- Developer(s): Stormworks Interactive
- Publisher(s): Stormworks Interactive
- Programmer(s): Jeff Nihlean
- Artist(s): Shawn Lavery
- Composer(s): Chris Mylrae
- Platform(s): Atari Jaguar, Atari Jaguar CD
- Release: July 9, 2012 (Jaguar) August 13, 2012 (Jaguar CD)
- Genre(s): Puzzle
- Mode(s): Single-player

= Black Out! =

2012 video game

Black Out! is a 2012 puzzle homebrew video game developed and published by Stormworks Interactive for the Atari Jaguar and Atari Jaguar CD. It is the first and only title shipped currently by Stormworks Interactive. In the game, the player must turn off all the light bulbs in a 3x3 grid pattern with the lowest amount of moves possible across four stages comprising ten levels each. The player also has a pre-set move limit and a fixed time limit to solve the puzzle efficiently depending on the difficulty setting.

Stormworks Interactive, one of the few independent developers committed to Jaguar at the time after Hasbro Interactive released the console's patents and rights into public domain, had previously announced and worked on various homebrew projects that were never finished but served as learning exercises in order to program for Jaguar.

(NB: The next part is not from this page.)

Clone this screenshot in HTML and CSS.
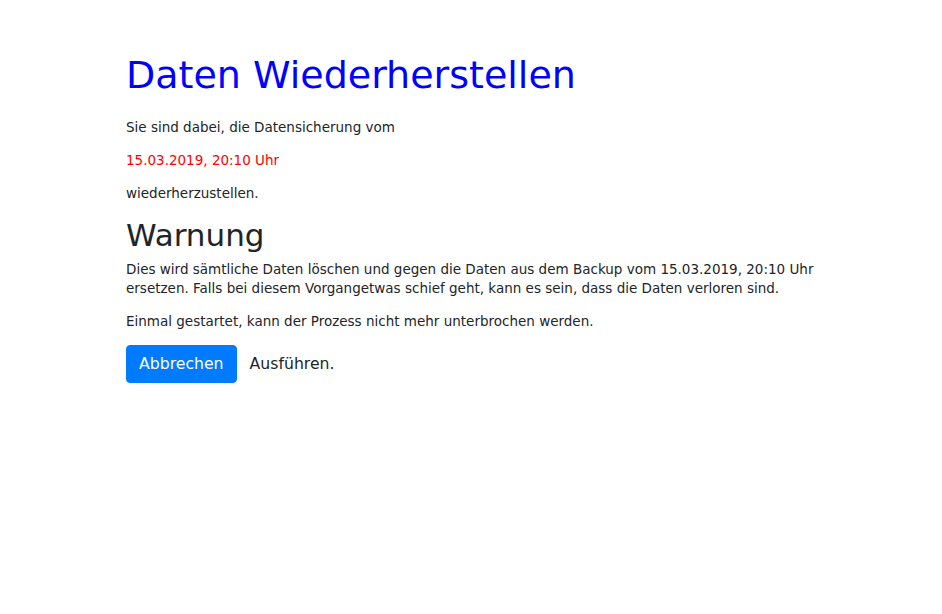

Black Out! started development in 2009 but was shelved despite the engine and rules being completed until production resumed in 2011, with Stormworks Interactive rewriting the game while also fixing bugs and additional artwork.

== Gameplay ==

Gameplay screenshot of the first stage, Toxicity

Black Out! is a grid-based puzzle game reminiscent of Tiger Electronics' Lights Out and Parker Brothers' Magic Square from the Merlin handheld electronic game, where the main objective of the player is to turn off all the light bulbs in a 3x3 grid with the lowest amount of moves possible. There are ten levels across four stages in total, each one presenting a set light pattern that must be solved to advance into the next level. Depending on the difficulty setting, the player has a pre-set move limit and a fixed time limit to solve the puzzle efficiently.

The player is awarded with two items (a time freezer and a bomb) when several levels are cleared in a row without failing and at a quick pace, which can be used to solve puzzles. The game has no pause feature and if the player press the pause button during gameplay, the game will mock them for attempting to do so. Failing to solve any puzzle will send the player back to the starting level of a stage after using a limited number of continues, and the game is over after running out of continues. Finishing the game on the highest difficulty setting unlocks an extra stage at the main menu, which features new puzzles to solve for the player.

== Development and release ==
Black Out! was created by Stormworks Interactive, a small Texas-based game developer. They were one of the few independent developers committed to Atari Jaguar, at the time after Hasbro Interactive released the console's patents and rights into public domain in 1999. Stormworks Interactive had previously announced and worked on various homebrew projects such as Arkanna (a Myst-style graphic adventure) and Zero (a shoot 'em up), neither of which were ever finished but served as learning exercises in order to program for Jaguar. The game was solely programmed by Jeff Nihlean, while Shawn Lavery created the graphics and sound effects. The soundtrack was composed by Chris Mylrae under the pseudonym "-cTrix", and the game's cover art was illustrated by Emily Sheldon, among other staff members assisting in the production.

Development started in 2009 but was shelved despite the game's engine and rules being already complete until production was resumed in 2011, with Stormworks Interactive rewriting it while also fixing bugs and additional artwork. Black Out! was released for Jaguar under a very limited run on July 9, 2012, complete with packaging mimicking officially licensed Jaguar releases, however the initial batch of cartridges do not work correctly on PAL consoles. An Atari Jaguar CD version was also released on August 13, while the game's ROM image was released online for free. It received coverage from gaming outlets like VentureBeat and Retro Gamer for being on a platform deemed as a commercial failure.

== Reception and legacy ==
Kieren Hawken writing in Retro Video Gamer reviewed the Atari Jaguar CD release. Hawken found the game to be fun and compared it with the electronic game Lights Out (1995) by Tiger Electronics. He also praised its soundtrack, presentation, graphical style, and difficulty curve, regarding Black Out! as a "great addition to the homebrew library of the Jaguar."

Black Out! is currently the only title completed and shipped by Stormworks Interactive, and formed part in a string of projects under development by the group for Jaguar such as homebrew conversions of the Freedoom project (retitled as Doom+), Heretic (1994), Chex Quest (1996), among others games.